The development of this innovative system will allow the end user (stone and wood manufacturing industries) to acquire a competitive advantage as to maintain or consolidate the leadership that EC countries currently own respect to the non-European competitors. The system manufacturer SMEs will obviously open their market position as suppliers of inspection equipment in the stone and/or wood machining sectors. This will be obtained thanks to the envisaged engineering and industrialisation of the innovative WOODSTONE system characterised by performances that cannot be actually found in the stone and wood industries.
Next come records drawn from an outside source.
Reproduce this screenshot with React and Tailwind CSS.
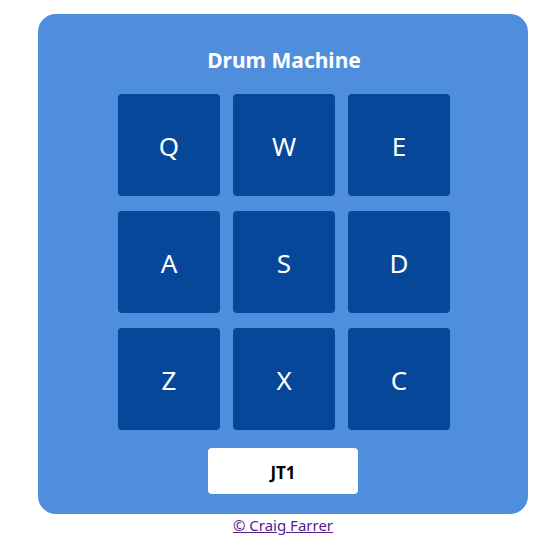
export default function App() {
  const keys = ["Q", "W", "E", "A", "S", "D", "Z", "X", "C"];
  return (
    <div className="w-[556px] h-[556px] bg-white" style={{ fontFamily: '"Noto Sans", "Open Sans", sans-serif' }}>
      <div className="pt-[14px] pl-[38px]">
        <div className="w-[490px] h-[500px] rounded-[18px] bg-[#4f8ddd] flex flex-col items-center">
          <h1 className="mt-[32px] ml-[2px] text-[21px] leading-[28px] font-bold text-white">Drum Machine</h1>
          <div className="mt-[20px] ml-[2px] grid grid-cols-3 gap-x-[13px] gap-y-[15px]">
            {keys.map((k) => (
              <div key={k} className="w-[102px] h-[102px] rounded-[4px] bg-[#06479a] flex items-center justify-center pt-[2px] text-white text-[26px]">
                {k}
              </div>
            ))}
          </div>
          <div className="mt-[18px] w-[150px] h-[46px] bg-white rounded-[4px] flex items-center justify-center pt-[4px] text-[17px] font-bold text-black">
            JT1
          </div>
        </div>
        <div className="w-[490px] text-center -mt-[1px]">
          <a href="#" className="text-[15px] leading-[20px] text-[#551a8b] underline">© Craig Farrer</a>
        </div>
      </div>
    </div>
  );
}
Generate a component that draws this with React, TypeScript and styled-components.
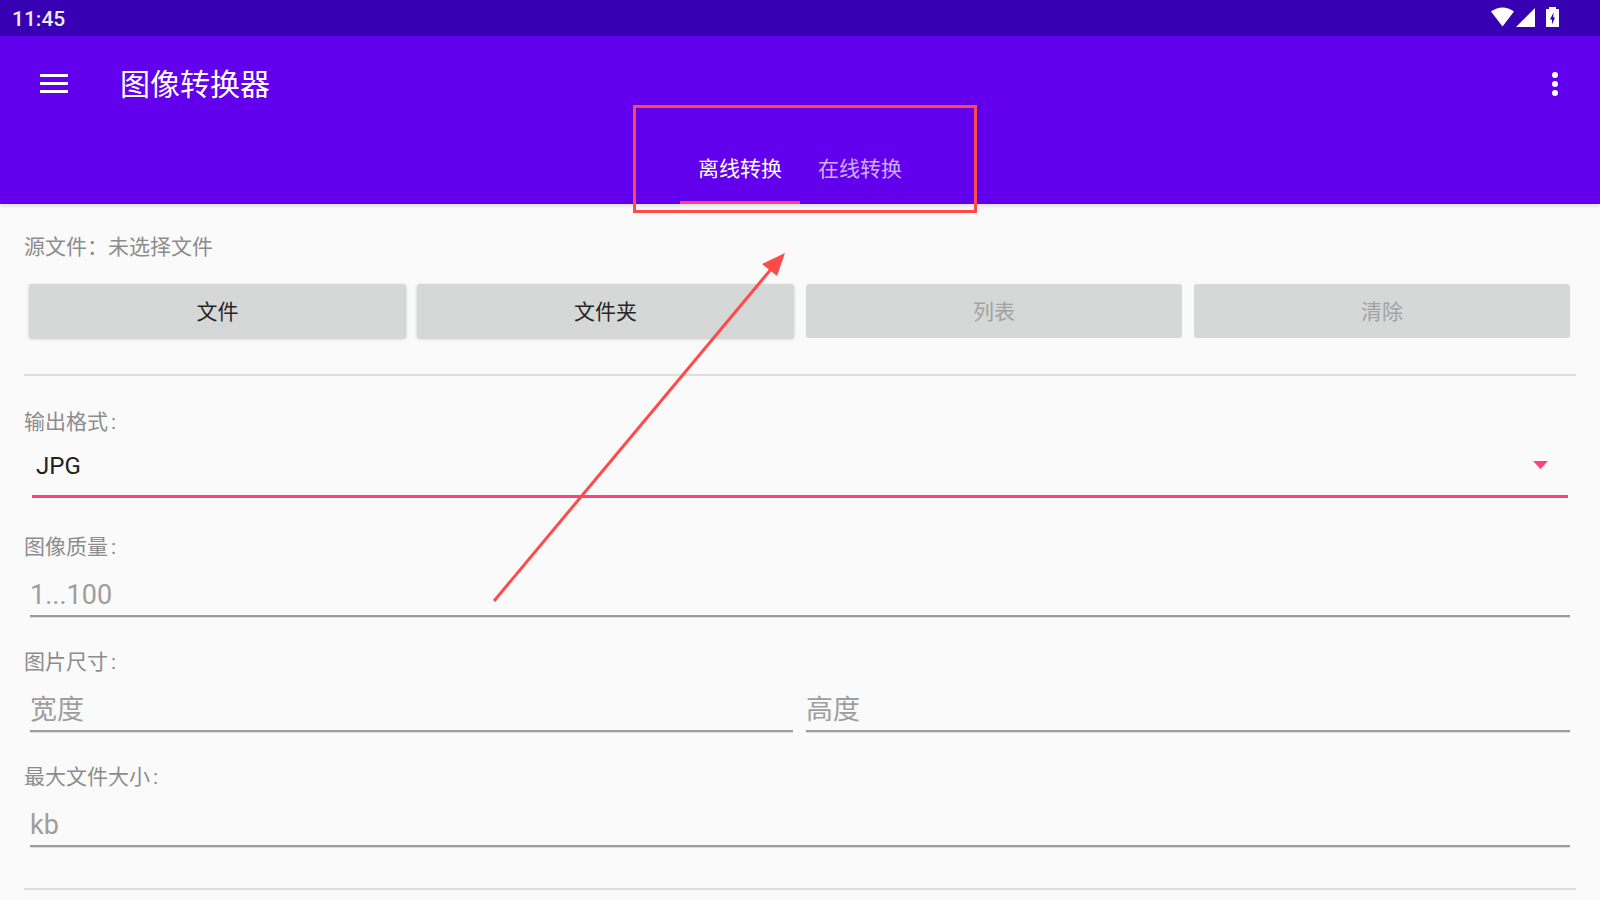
import React from "react";
import styled, { createGlobalStyle } from "styled-components";

const Global = createGlobalStyle`
  html, body { margin: 0; padding: 0; width: 1600px; height: 900px; overflow: hidden; background: #fafafa; }
  * { box-sizing: border-box; }
  body { font-family: Roboto, "Noto Sans CJK SC", sans-serif; }
`;

const Screen = styled.div`
  position: relative;
  width: 1600px;
  height: 900px;
  overflow: hidden;
  background: #fafafa;
`;

const StatusBar = styled.div`
  height: 36px;
  background: #3700b3;
  display: flex;
  align-items: center;
  padding: 0 13px 0 12px;
  justify-content: space-between;
`;

const Time = styled.span`
  color: #f1eafb;
  font-size: 21px;
  font-weight: 500;
  line-height: 36px;
  padding-top: 1px;
`;

const StatusIcons = styled.div`
  display: flex;
  align-items: center;
  margin-right: 28px;
  margin-top: -2px;
`;

const AppBar = styled.header`
  height: 168px;
  background: #6200ee;
  display: flex;
  flex-direction: column;
  box-shadow: 0 2px 4px rgba(0, 0, 0, 0.12);
  position: relative;
`;

const ToolRow = styled.div`
  height: 96px;
  display: flex;
  align-items: center;
  padding-left: 40px;
  padding-right: 42px;
`;

const Title = styled.h1`
  margin: 0 0 0 52px;
  color: #fff;
  font-size: 30px;
  font-weight: 400;
  line-height: 96px;
  padding-top: 1px;
  flex: 1;
`;

const Tabs = styled.div`
  height: 72px;
  display: flex;
  justify-content: center;
`;

const Tab = styled.div<{ $active?: boolean }>`
  width: 120px;
  height: 72px;
  display: flex;
  align-items: center;
  justify-content: center;
  font-size: 21px;
  color: ${(p) => (p.$active ? "#fff" : "rgba(255,255,255,0.7)")};
  border-bottom: 3px solid ${(p) => (p.$active ? "#ff4081" : "transparent")};
`;

const Content = styled.main`
  padding: 0 24px;
  display: flex;
  flex-direction: column;
`;

const Label = styled.div<{ $top: number }>`
  margin-top: ${(p) => p.$top}px;
  height: 30px;
  line-height: 30px;
  font-size: 21px;
  color: #8c8c8c;
`;

const Colon = styled.span`
  margin-left: 3px;
`;

const ButtonRow = styled.div`
  margin-top: 22px;
  padding: 0 6px 0 5px;
  display: grid;
  grid-template-columns: 377px 388px 388px 388px;
`;

const ActionButton = styled.button<{ $disabled?: boolean; $gap?: number }>`
  height: 54px;
  border: 0;
  border-radius: 3px;
  background: #d6d7d7;
  font-family: inherit;
  font-size: 21px;
  color: ${(p) => (p.$disabled ? "#a3a3a3" : "#262626")};
  box-shadow: ${(p) => (p.$disabled ? "none" : "0 1px 3px rgba(0,0,0,0.22)")};
  padding: 0 0 2px;
  margin-left: ${(p) => p.$gap ?? 0}px;
`;

const Divider = styled.hr<{ $top: number }>`
  margin: ${(p) => p.$top}px 0 0;
  height: 2px;
  border: 0;
  background: #dedede;
`;

const SelectBox = styled.div`
  margin: 0 8px;
  height: 61px;
  border-bottom: 3px solid #ff4081;
  display: flex;
  align-items: center;
  justify-content: space-between;
  padding: 0 20px 0 4px;
`;

const SelectValue = styled.span`
  font-size: 24px;
  color: #212121;
`;

const FieldRow = styled.div<{ $split?: boolean }>`
  margin: 0 6px;
  display: grid;
  grid-template-columns: ${(p) => (p.$split ? "763px 764px" : "1fr")};
  column-gap: 13px;
`;

const InputBox = styled.div<{ $cjk?: boolean }>`
  height: 55px;
  border-bottom: 2px solid #9c9c9c;
  box-shadow: 0 1px 0 #dddddd;
  display: flex;
  align-items: center;
  font-size: 27px;
  color: #9e9e9e;
  padding-top: ${(p) => (p.$cjk ? 8 : 12)}px;
`;

const Overlay = styled.svg`
  position: absolute;
  left: 0;
  top: 0;
  pointer-events: none;
`;

export default function App() {
  return (
    <Screen>
      <Global />
      <StatusBar>
        <Time>11:45</Time>
        <StatusIcons>
          <svg width="68" height="20" viewBox="0 0 68 20">
            <path d="M0 4.5 Q11.5 -3.5 23 4.5 L11.5 19.5 Z" fill="#fff" />
            <path d="M25 20 L44 1 V20 Z" fill="#fff" />
            <path d="M55 2 h3 v-2 h7 v2 h3 v18 h-13 Z" fill="#fff" />
            <path d="M62.5 5.5 L59 12.5 H61 V17.5 L64 10.5 H62.3 Z" fill="#3700b3" />
          </svg>
        </StatusIcons>
      </StatusBar>
      <AppBar>
        <ToolRow>
          <svg width="28" height="20" viewBox="0 0 28 20">
            <path d="M0 0h28v3H0zM0 8h28v3H0zM0 16h28v3H0z" fill="#fff" />
          </svg>
          <Title>图像转换器</Title>
          <svg width="6" height="24" viewBox="0 0 6 24">
            <circle cx="3" cy="3" r="3" fill="#fff" />
            <circle cx="3" cy="12" r="3" fill="#fff" />
            <circle cx="3" cy="21" r="3" fill="#fff" />
          </svg>
        </ToolRow>
        <Tabs>
          <Tab $active>离线转换</Tab>
          <Tab>在线转换</Tab>
        </Tabs>
      </AppBar>
      <Content>
        <Label $top={28}>源文件：未选择文件</Label>
        <ButtonRow>
          <ActionButton>文件</ActionButton>
          <ActionButton $gap={11}>文件夹</ActionButton>
          <ActionButton $gap={12} $disabled>列表</ActionButton>
          <ActionButton $gap={12} $disabled>清除</ActionButton>
        </ButtonRow>
        <Divider $top={36} />
        <Label $top={31}>输出格式<Colon>:</Colon></Label>
        <SelectBox>
          <SelectValue>JPG</SelectValue>
          <svg width="15" height="8" viewBox="0 0 15 8" style={{ marginTop: -2 }}>
            <path d="M0 0h15L7.5 8z" fill="#ff4081" />
          </svg>
        </SelectBox>
        <Label $top={34}>图像质量<Colon>:</Colon></Label>
        <FieldRow>
          <InputBox>1...100</InputBox>
        </FieldRow>
        <Label $top={30}>图片尺寸<Colon>:</Colon></Label>
        <FieldRow $split>
          <InputBox $cjk>宽度</InputBox>
          <InputBox $cjk>高度</InputBox>
        </FieldRow>
        <Label $top={30}>最大文件大小<Colon>:</Colon></Label>
        <FieldRow>
          <InputBox>kb</InputBox>
        </FieldRow>
        <Divider $top={41} />
      </Content>
      <Overlay width="1600" height="900" viewBox="0 0 1600 900">
        <rect x="634.5" y="106.5" width="341" height="105" fill="none" stroke="#ff4a4a" strokeWidth="3" />
        <line x1="494" y1="601" x2="772" y2="268" stroke="#ff4a4a" strokeWidth="3" />
        <path d="M785 253 L762 264 L777 276 Z" fill="#ff4a4a" />
      </Overlay>
    </Screen>
  );
}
The possibility, in fact, to develop a system, and the related analytical processing strategies, able to detect, directly during the finishing processes, the characteristics of the surfaces both in terms of their aesthetic attributes (i.e. surface patterns, roughness) and/or their reflectance properties will permit to control the process on the basis of pre-assigned rules, optimising in this way the entire process without any human intervention.

Such an approach will allow the manufacturing SMEs to produce more standardised and homogeneous products, envisaging the possibility to recognise as 'objective (quantifiable) quality certification' a material attribute, i.e. the surface finishing status, strongly influencing the quality of the final product, so far completely ignored by producers and by the market.